The imaginary part of f_even should ideally be zero, although it is nonzero due to floating point errors. But the interesting thing is what happens to the real part, which is the one that determines the amplitude spectrum in this case. At high frequencies, exactly in the "flat" zone of the amplitude spectrum, real(f_even) oscillates between positive and negative values. See the following detail:

plot(real(f_even(1:34)))
hold on
plot(abs(f_even(1:34)),':')
legend({'Real','Abs'})

Detail of the real part of the FFT

The source of such oscillation may be shown graphically by plotting the series that is summated in the computation of the DFT ($x_n \cdot e^{j2\pi\omega n/N}$):

% Only the real part, for e.g. w = 25
plot( x_even .* cos(2*pi*25*(0:100)/N), '.-' );

Convoluted series

For each point in the "convoluted" series, at high frequencies there is another point in its vicinity of approximately opposite value, so the overall sum tends to zero as $\omega$ increases. But there is a finite number of samples, so that approximation is not smooth.
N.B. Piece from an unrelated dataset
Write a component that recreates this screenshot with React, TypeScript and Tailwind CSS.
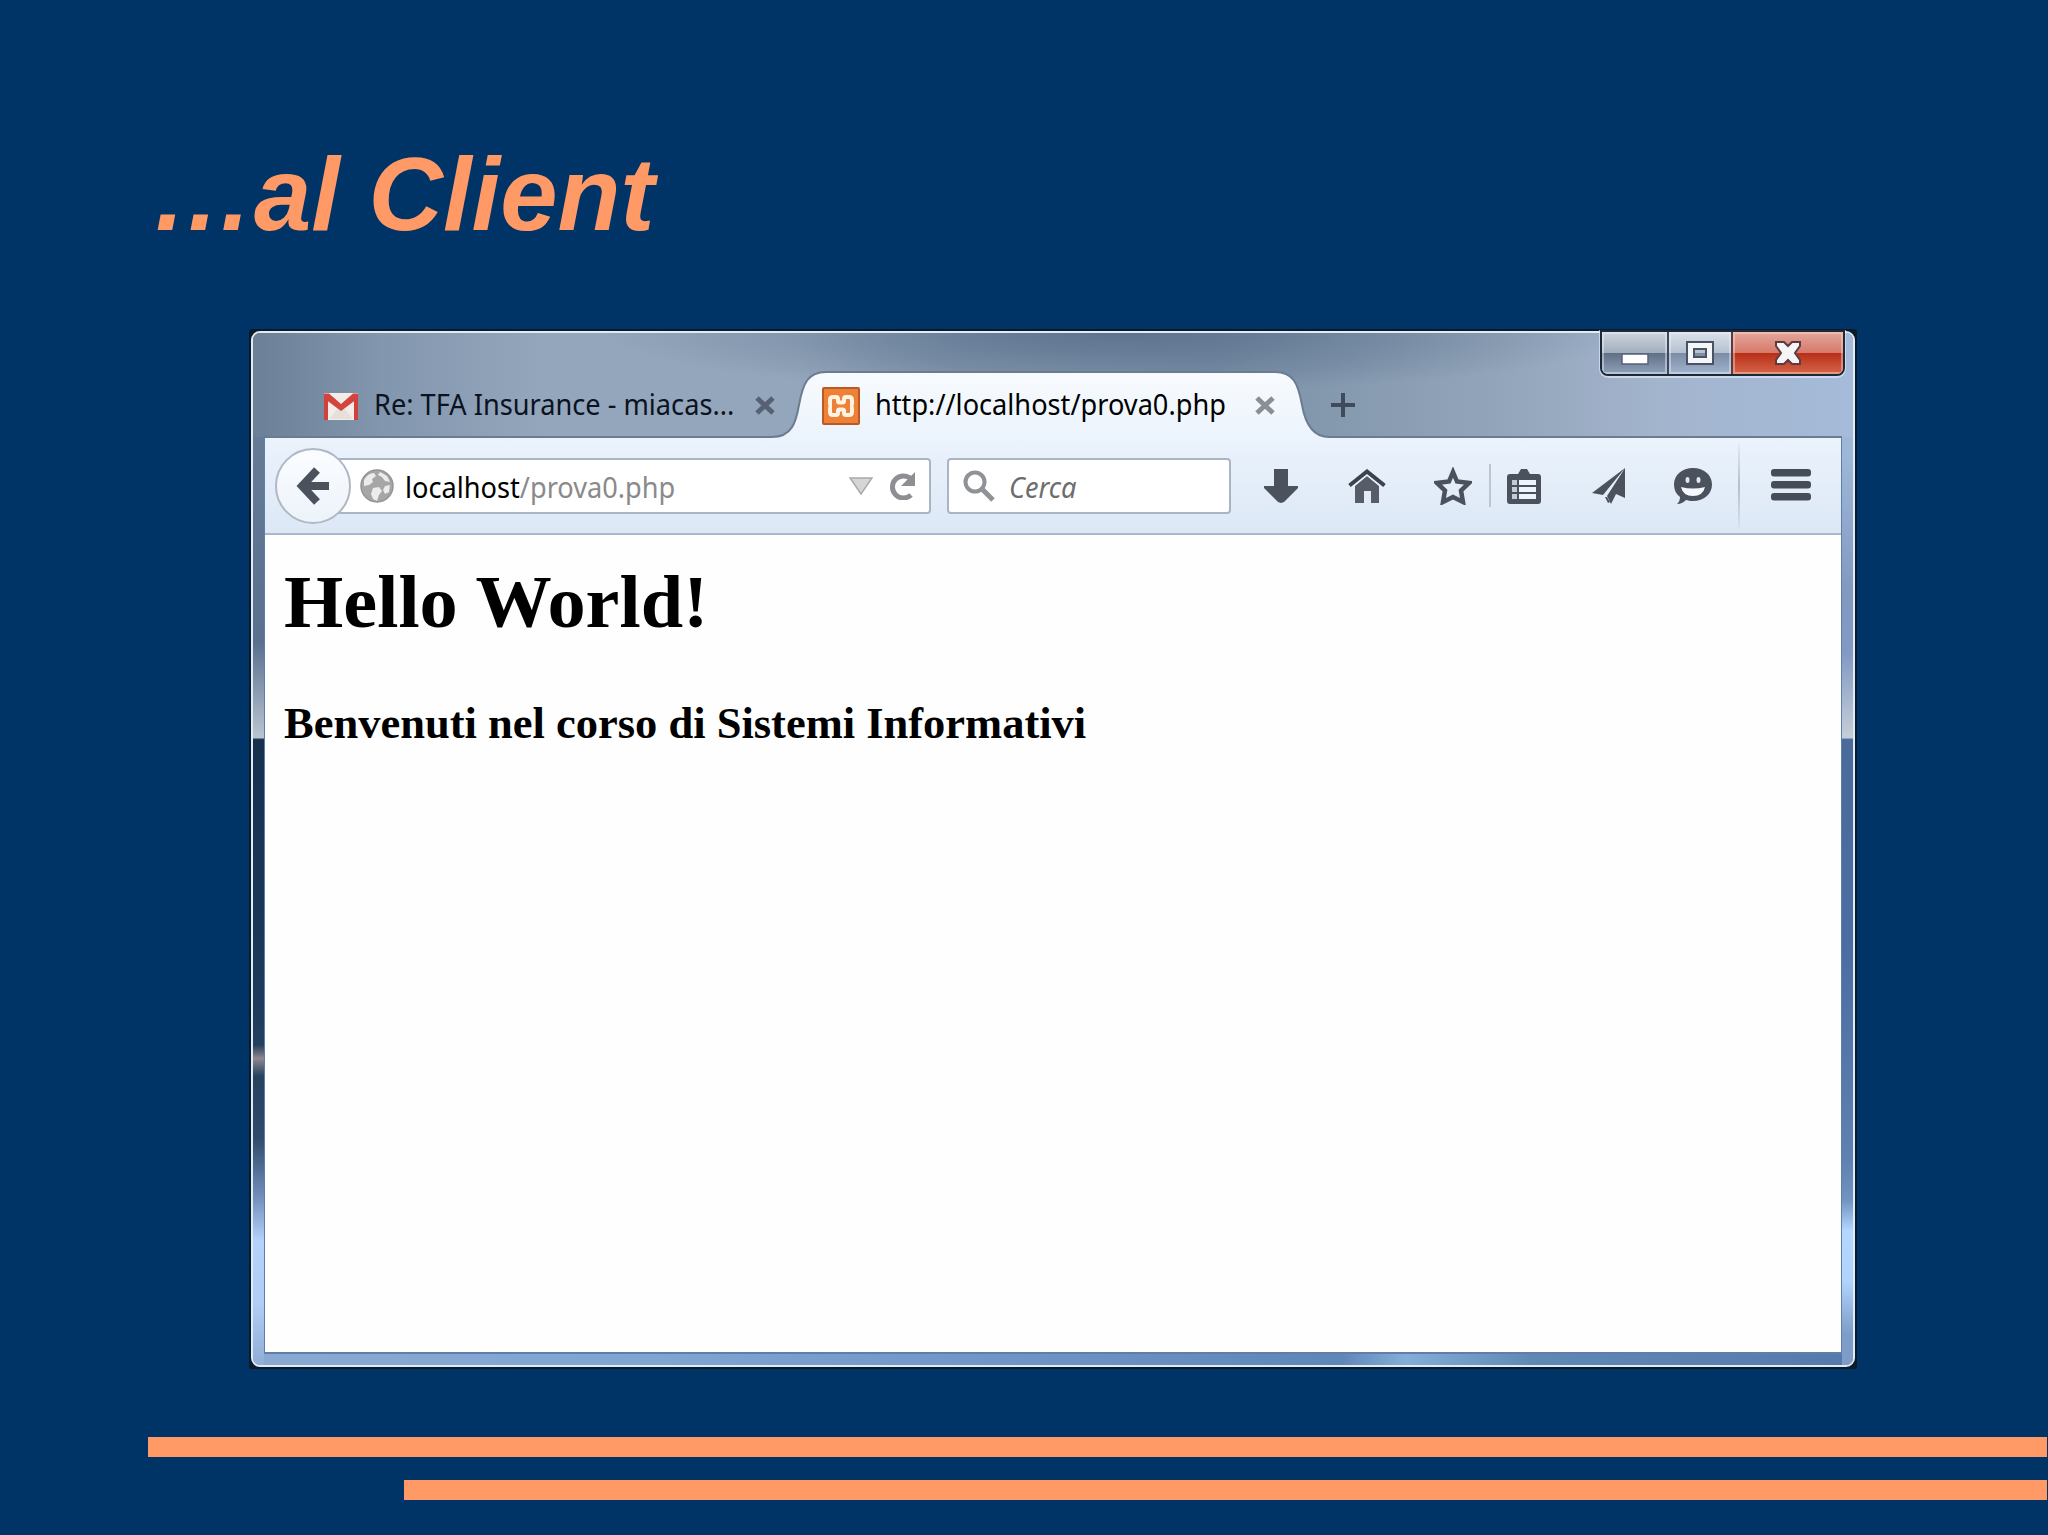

The discontinuity occurs when the order of magnitude of the sum approaches the differences between consecutive samples in the original time series. (In this case the minimum nonzero value of diff(x_even) is 2.35e-11, which is about the amplitude where the discontinuity in the FFT occurs.) At higher frequencies, those minimum differences in the time series dominate the amplitude of the DFT, instead of the spectrum that could be expected from a continuous signal.

To complete the explanation, the phase spectrum is conditioned by the aggregation of this sampling effect and the numerical error seen in the imaginary part of f_even.